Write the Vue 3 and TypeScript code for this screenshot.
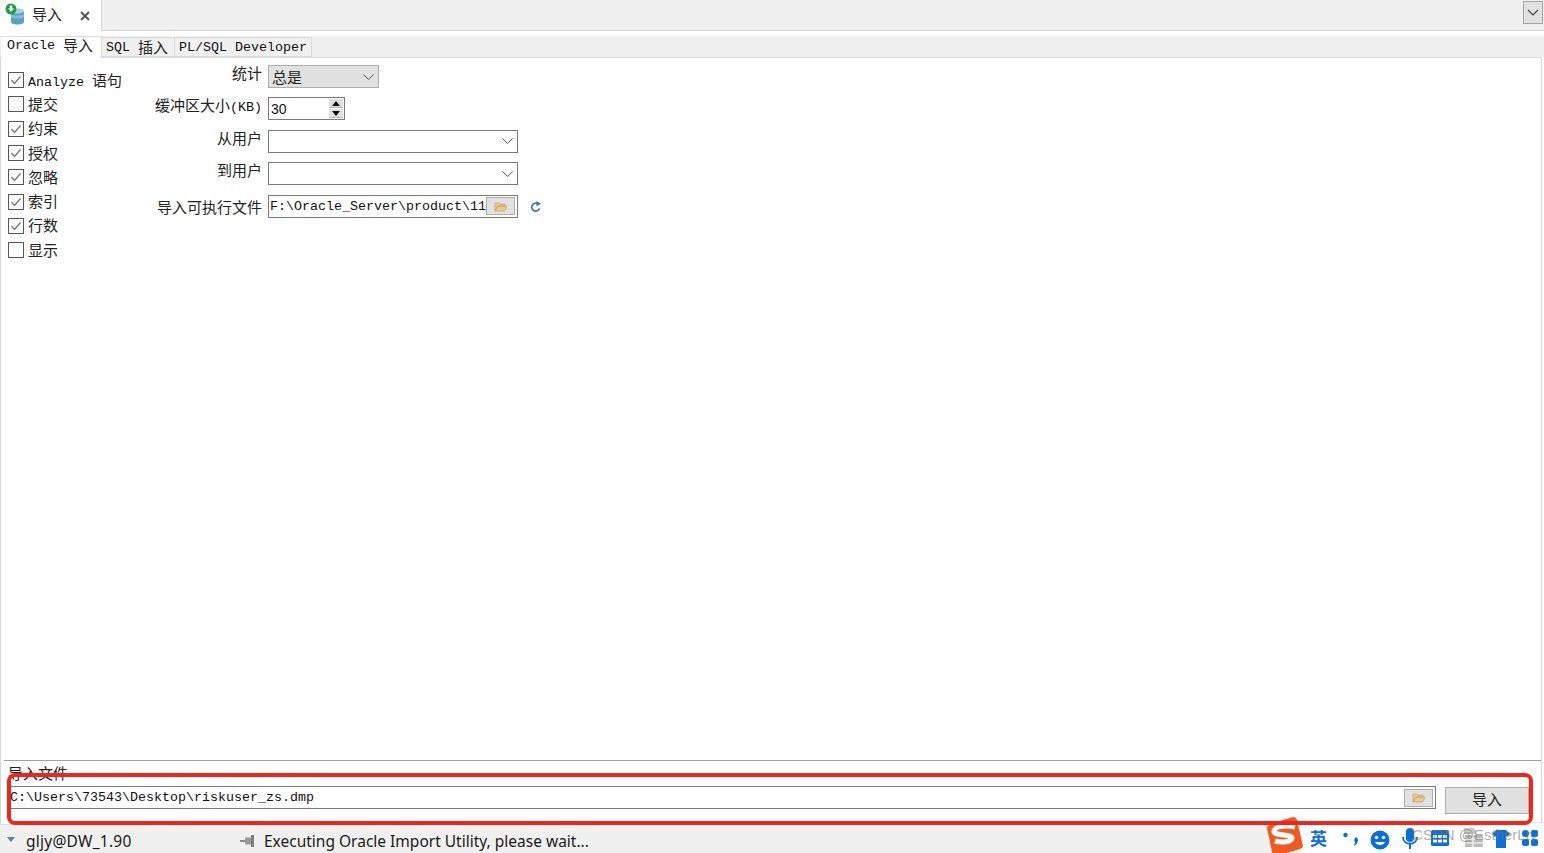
<script setup lang="ts">
interface Opt { en?: string; zh: string; on: boolean }
const opts: Opt[] = [
  { en: 'Analyze ', zh: '语句', on: true },
  { zh: '提交', on: false },
  { zh: '约束', on: true },
  { zh: '授权', on: true },
  { zh: '忽略', on: true },
  { zh: '索引', on: true },
  { zh: '行数', on: true },
  { zh: '显示', on: false }
]
</script>

<template>
  <div class="app">
    <header class="doc-bar">
      <div class="doc-tab">
        <svg class="db-icon" width="20" height="22" viewBox="0 0 20 22">
          <path d="M6 8h13v11c0 1.600-3 2.500-6.500 2.500S6 20.600 6 19z" fill="#5f9fc0" />
          <ellipse cx="12.500" cy="8" rx="6.500" ry="2.500" fill="#a9cfe0" />
          <path d="M6 11c2 2 11 2 13 0v3c-2 2-11 2-13 0z" fill="#86bcd4" />
          <circle cx="6" cy="6" r="5.500" fill="#1f9d45" />
          <path d="M4.800 2.500h2.400v3h1.800L6 9 3 5.500h1.800z" fill="#fff" />
        </svg>
        <span class="zh title">导入</span>
        <svg class="close" width="10" height="10" viewBox="0 0 10 10">
          <path d="M1 1l8 8M9 1L1 9" stroke="#555" stroke-width="2" />
        </svg>
      </div>
      <button class="menu-btn">
        <svg width="12" height="7" viewBox="0 0 12 7"><path d="M1 1l5 5 5-5" fill="none" stroke="#444" stroke-width="1.200" /></svg>
      </button>
    </header>

    <nav class="sub-tabs">
      <div class="sub-tab active">Oracle <span class="zh">导入</span></div>
      <div class="sub-tab sql">SQL <span class="zh">插入</span></div>
      <div class="sub-tab">PL/SQL Developer</div>
    </nav>

    <main class="panel">
      <div class="top-area">
        <ul class="checks">
          <li v-for="o in opts" :key="o.zh" class="check">
            <span class="box">
              <svg v-if="o.on" width="14" height="14" viewBox="0 0 14 14"><path d="M2.500 7l3 3.500 6-7" fill="none" stroke="#777" stroke-width="1.300" /></svg>
            </span>
            <span class="check-label">{{ o.en }}<span class="zh">{{ o.zh }}</span></span>
          </li>
        </ul>

        <div class="form">
          <div class="row">
            <label class="zh lbl">统计</label>
            <div class="select gray"><span class="zh">总是</span><svg class="chev" width="11" height="6" viewBox="0 0 11 6"><path d="M.5.5l5 5 5-5" fill="none" stroke="#555" /></svg></div>
          </div>
          <div class="row">
            <label class="lbl"><span class="zh">缓冲区大小</span>(KB)</label>
            <div class="spin">
              <span class="spin-val">30</span>
              <div class="spin-btns">
                <span class="spin-btn"><i class="up"></i></span>
                <span class="spin-btn"><i class="down"></i></span>
              </div>
            </div>
          </div>
          <div class="row">
            <label class="zh lbl">从用户</label>
            <div class="select wide"><svg class="chev" width="11" height="6" viewBox="0 0 11 6"><path d="M.5.5l5 5 5-5" fill="none" stroke="#555" /></svg></div>
          </div>
          <div class="row">
            <label class="zh lbl">到用户</label>
            <div class="select wide"><svg class="chev" width="11" height="6" viewBox="0 0 11 6"><path d="M.5.5l5 5 5-5" fill="none" stroke="#555" /></svg></div>
          </div>
          <div class="row">
            <label class="zh lbl low">导入可执行文件</label>
            <div class="file wide">
              <span class="file-text">F:\Oracle_Server\product\11</span>
              <span class="browse">
                <svg width="14" height="11" viewBox="0 0 14 11"><path d="M1 10V2h4l1 1h5v2H4L1 10l2.500-5H13l-2.500 5z" fill="#eccb92" stroke="#c9a468" stroke-width=".8" /></svg>
              </span>
            </div>
            <svg class="refresh" width="12" height="12" viewBox="0 0 12 12">
              <path d="M9.500 7.500A4 4 0 1 1 7 2.300" fill="none" stroke="#3b78b4" stroke-width="1.800" />
              <path d="M6.500 0l4.500 2.800-4.500 2.700z" fill="#3b78b4" />
            </svg>
          </div>
        </div>
      </div>

      <section class="bottom">
        <div class="zh bottom-label">导入文件</div>
        <div class="bottom-row">
          <div class="file path">
            <span class="file-text">C:\Users\73543\Desktop\riskuser_zs.dmp</span>
            <span class="browse">
              <svg width="14" height="11" viewBox="0 0 14 11"><path d="M1 10V2h4l1 1h5v2H4L1 10l2.500-5H13l-2.500 5z" fill="#eccb92" stroke="#c9a468" stroke-width=".8" /></svg>
            </span>
          </div>
          <button class="import-btn zh">导入</button>
        </div>
      </section>
    </main>

    <footer class="status">
      <i class="tri"></i>
      <span class="conn">gljy@DW_1.90</span>
      <svg class="pin" width="16" height="12" viewBox="0 0 16 12">
        <path d="M0 5h6v2H0z" fill="#8a8a8a" />
        <path d="M5 2.500h6v7H5z" fill="#9a9a9a" />
        <path d="M11 0h3v12h-3z" fill="#7d7d7d" />
      </svg>
      <span class="msg">Executing Oracle Import Utility, please wait...</span>
    </footer>

    <div class="ime">
      <div class="ime-bg"></div>
      <svg class="ime-logo" width="40" height="38" viewBox="0 0 40 38">
        <path d="M4 8Q16 3 28 0q3 0 4 3l6 26q0 2-3 3-12 4-24 6-3 0-4-3L2 11q0-2 2-3z" fill="#f25a1f" />
        <path d="M30 10c-8-2-20-1-21 4-1 5 18 3 18 7 0 4-10 5-17 3" fill="none" stroke="#fff" stroke-width="5" />
      </svg>
      <span class="ime-zh">英</span>
      <svg class="ime-ic punc" width="16" height="15" viewBox="0 0 16 15">
        <circle cx="2.500" cy="3" r="2.200" fill="#0a6fd8" />
        <path d="M12 6c2-1 3 0 3 2 0 3-2 5-4 6l1-4c-1-1-1-3 0-4z" fill="#0a6fd8" />
      </svg>
      <svg class="ime-ic smile" width="20" height="20" viewBox="0 0 20 20">
        <circle cx="10" cy="10" r="9.500" fill="#0a6fd8" />
        <circle cx="6.500" cy="7.500" r="1.700" fill="#fff" /><circle cx="13.500" cy="7.500" r="1.700" fill="#fff" />
        <path d="M5 12c2 4 8 4 10 0z" fill="#fff" />
      </svg>
      <svg class="ime-ic mic" width="16" height="22" viewBox="0 0 16 22">
        <rect x="4" y="0" width="8" height="14" rx="4" fill="#0a6fd8" />
        <path d="M1 9c0 9 14 9 14 0M8 16v5" fill="none" stroke="#0a6fd8" stroke-width="2" />
      </svg>
      <svg class="ime-ic kb" width="18" height="16" viewBox="0 0 18 16">
        <rect x="0" y="0" width="18" height="16" rx="1.500" fill="#0a6fd8" />
        <path d="M2 5h4v3H2zM7 5h4v3H7zM12 5h4v3h-4zM2 9.500h4v3H2zM7 9.500h4v3H7zM12 9.500h4v3h-4z" fill="#fff" />
      </svg>
      <svg class="ime-ic tool" width="22" height="20" viewBox="0 0 22 20">
        <path d="M2 0h10l2 4v2H2z" fill="#c8c8c8" />
        <rect x="3" y="7" width="18" height="12" rx="1" fill="#bbb" />
        <path d="M3 11h18M3 15h18M11 7v12" stroke="#fff" />
      </svg>
      <svg class="ime-ic shirt" width="18" height="18" viewBox="0 0 18 18">
        <path d="M4 0h10l4 4-3 3-1-1v12H4V6L3 7 0 4z" fill="#0a6fd8" />
      </svg>
      <svg class="ime-ic grid" width="16" height="17" viewBox="0 0 16 17">
        <circle cx="3.500" cy="3.500" r="3.500" fill="#0a6fd8" /><rect x="9" y="0" width="7" height="7" rx="2" fill="#0a6fd8" />
        <rect x="0" y="9" width="7" height="7" rx="2" fill="#0a6fd8" /><rect x="9" y="9" width="7" height="7" rx="2" fill="#0a6fd8" />
      </svg>
      <span class="watermark">CSDN @EstherLty</span>
    </div>

    <div class="red-mark"></div>
  </div>
</template>

<style scoped>
.app {
  position: relative;
  width: 1544px;
  height: 853px;
  overflow: hidden;
  display: flex;
  flex-direction: column;
  background: #fff;
  color: #111;
  font-family: "Liberation Mono", "Noto Sans CJK SC", monospace;
  font-size: 13.33px;
}
.zh {
  font-family: "Noto Sans CJK SC", sans-serif;
  font-size: 15px;
  font-weight: 400;
  color: #222;
}
.doc-bar {
  height: 31px;
  flex: none;
  box-sizing: border-box;
  background: #f0f0f0;
  border-bottom: 1px solid #d4d4d4;
  display: flex;
  justify-content: space-between;
}
.doc-tab {
  width: 102px;
  height: 31px;
  box-sizing: border-box;
  background: #fff;
  border-right: 1px solid #d9d9d9;
  display: flex;
  align-items: center;
  position: relative;
  padding-left: 32px;
}
.db-icon { position: absolute; left: 5px; top: 3px; }
.title { line-height: 28px; margin-bottom: 4px; }
.close { margin-left: 18px; margin-top: 1px; }
.menu-btn {
  width: 20px;
  height: 23px;
  margin: 1px 1px 0 0;
  padding: 0;
  box-sizing: border-box;
  background: #e1e1e1;
  border: 1px solid #a5a5a5;
  display: flex;
  align-items: center;
  justify-content: center;
}
.sub-tabs {
  margin-top: 5px;
  height: 21px;
  flex: none;
  background: #f0f0f0;
  display: flex;
  align-items: flex-end;
  padding-left: 1px;
}
.sub-tab {
  height: 20px;
  box-sizing: border-box;
  padding: 1px 4px 0;
  border: 1px solid #dcdcdc;
  border-left: 0;
  display: flex;
  align-items: center;
  white-space: pre;
  line-height: 18px;
}
.sub-tab .zh { position: relative; top: -1px; }
.sub-tab.sql { padding-right: 6px; }
.sub-tab.active {
  height: 22px;
  margin-bottom: -1px;
  padding: 0 8px 3px 6px;
  background: #fff;
  border: 1px solid #dcdcdc;
  border-bottom: 0;
  border-left: 0;
  position: relative;
}
.panel {
  flex: 1;
  min-height: 0;
  margin-right: 2px;
  display: flex;
  flex-direction: column;
  background: #fff;
  border: 1px solid #d6d6d6;
  border-bottom: 0;
  border-top: 1px solid #dcdcdc;
}
.top-area {
  flex: 1;
  min-height: 0;
  display: flex;
}
.checks {
  list-style: none;
  margin: 0;
  padding: 10px 0 0 7px;
  width: 146px;
  box-sizing: border-box;
  flex: none;
}
.check {
  height: 24.300px;
  display: flex;
  align-items: center;
}
.box {
  width: 16px;
  height: 16px;
  box-sizing: border-box;
  border: 1px solid #555;
  background: #fff;
  display: flex;
  align-items: center;
  justify-content: center;
  margin-right: 4px;
}
.check-label { white-space: pre; position: relative; top: -1px; }
.form {
  padding-top: 7px;
  display: flex;
  flex-direction: column;
}
.row {
  display: flex;
  align-items: center;
  height: 23px;
  margin-bottom: 9.400px;
}
.lbl {
  width: 121px;
  padding-right: 6px;
  box-sizing: border-box;
  text-align: right;
  white-space: pre;
  position: relative;
  top: -4px;
}
.lbl.low { top: 0; }
.select {
  width: 111px;
  height: 23px;
  box-sizing: border-box;
  border: 1px solid #7a7a7a;
  display: flex;
  align-items: center;
  justify-content: space-between;
  padding: 0 4px 0 3px;
  background: #fff;
}
.select.gray {
  background: #e1e1e1;
  border-color: #adadad;
}
.chev { margin-left: auto; }
.wide { width: 250px; }
.spin {
  width: 77px;
  height: 23px;
  box-sizing: border-box;
  border: 1px solid #7a7a7a;
  display: flex;
  justify-content: space-between;
  align-items: center;
  padding: 0 1px 0 2px;
}
.spin-val {
  font-family: "Liberation Sans", sans-serif;
  font-size: 14px;
}
.spin-btns { display: flex; flex-direction: column; gap: 1px; }
.spin-btn {
  width: 14px;
  height: 9px;
  background: #e1e1e1;
  border: 0 solid #b5b5b5;
  border-bottom-width: 1px;
  box-sizing: border-box;
  display: flex;
  align-items: center;
  justify-content: center;
}
.up, .down {
  width: 0;
  height: 0;
  border-left: 4px solid transparent;
  border-right: 4px solid transparent;
}
.up { border-bottom: 5px solid #111; }
.down { border-top: 5px solid #111; }
.file {
  height: 23px;
  box-sizing: border-box;
  border: 1px solid #7a7a7a;
  display: flex;
  align-items: center;
  padding: 0 2px 0 1px;
  background: #fff;
}
.file-text {
  flex: 1;
  min-width: 0;
  overflow: hidden;
  white-space: nowrap;
}
.browse {
  width: 29px;
  height: 18px;
  flex: none;
  box-sizing: border-box;
  background: #e1e1e1;
  border: 1px solid #adadad;
  display: flex;
  align-items: center;
  justify-content: center;
}
.refresh { margin: 2px 0 0 12px; }
.bottom {
  flex: none;
  height: 64px;
  margin: 0 0 0 3px;
  box-sizing: border-box;
  border-top: 1px solid #a0a0a0;
  position: relative;
  padding-left: 4px;
}
.bottom-label {
  line-height: 24px;
  height: 25px;
}
.bottom-row {
  display: flex;
  gap: 9px;
  align-items: flex-start;
}
.path { width: 1428px; }
.import-btn {
  width: 84px;
  height: 27px;
  margin-top: 1px;
  padding: 0 0 4px;
  background: #e1e1e1;
  border: 1px solid #adadad;
}
.status {
  height: 29px;
  flex: none;
  box-sizing: border-box;
  background: #f0f0f0;
  border-top: 1px solid #dcdcdc;
  display: flex;
  align-items: center;
  padding: 4px 0 0 7px;
  font-family: "Noto Sans", sans-serif;
  font-size: 15.500px;
  color: #1a1a1a;
}
.tri {
  width: 0;
  height: 0;
  border-left: 4.500px solid transparent;
  border-right: 4.500px solid transparent;
  border-top: 5px solid #5b7fa8;
  margin-bottom: 4px;
}
.conn { margin-left: 11px; width: 214px; letter-spacing: .25px; }
.pin { flex: none; }
.msg { margin-left: 8px; }
.red-mark {
  position: absolute;
  left: 7px;
  top: 773px;
  width: 1526px;
  height: 52px;
  box-sizing: border-box;
  border: 4px solid #f5231b;
  border-radius: 8px;
}
.ime {
  position: absolute;
  right: 0;
  bottom: 0;
  width: 280px;
  height: 38px;
}
.ime-bg {
  position: absolute;
  left: 20px;
  right: 0;
  bottom: 0;
  height: 30px;
  background: #fff;
  border-top: 1px solid #e3ecf4;
}
.ime-logo { position: absolute; left: 1px; top: 2px; }
.ime-zh {
  position: absolute;
  left: 46px;
  top: 12px;
  font-family: "Noto Sans CJK SC", sans-serif;
  font-size: 17px;
  font-weight: 700;
  line-height: 22px;
  color: #0a6fd8;
}
.ime-ic { position: absolute; }
.punc { left: 79px; top: 17px; }
.smile { left: 106px; top: 15px; }
.mic { left: 138px; top: 13px; }
.kb { left: 167px; top: 15px; }
.tool { left: 198px; top: 13px; }
.shirt { left: 228px; top: 15px; }
.grid { left: 258px; top: 15px; }
.watermark {
  position: absolute;
  left: 148px;
  top: 10px;
  font-family: "Liberation Sans", sans-serif;
  font-size: 15px;
  line-height: 20px;
  color: rgba(120, 120, 120, .6);
  white-space: nowrap;
}
</style>
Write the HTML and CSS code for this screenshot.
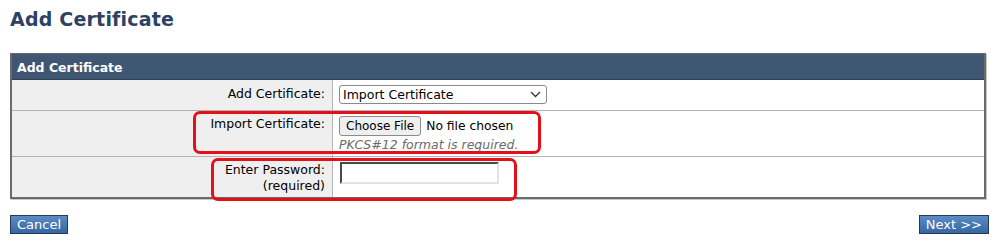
▬▬▬
▶ Set task
Find and copy each line above that includes the string "Write".

▶ Written solution
Write the Vue 3 and TypeScript code for this screenshot.
Write the HTML and CSS code for this screenshot.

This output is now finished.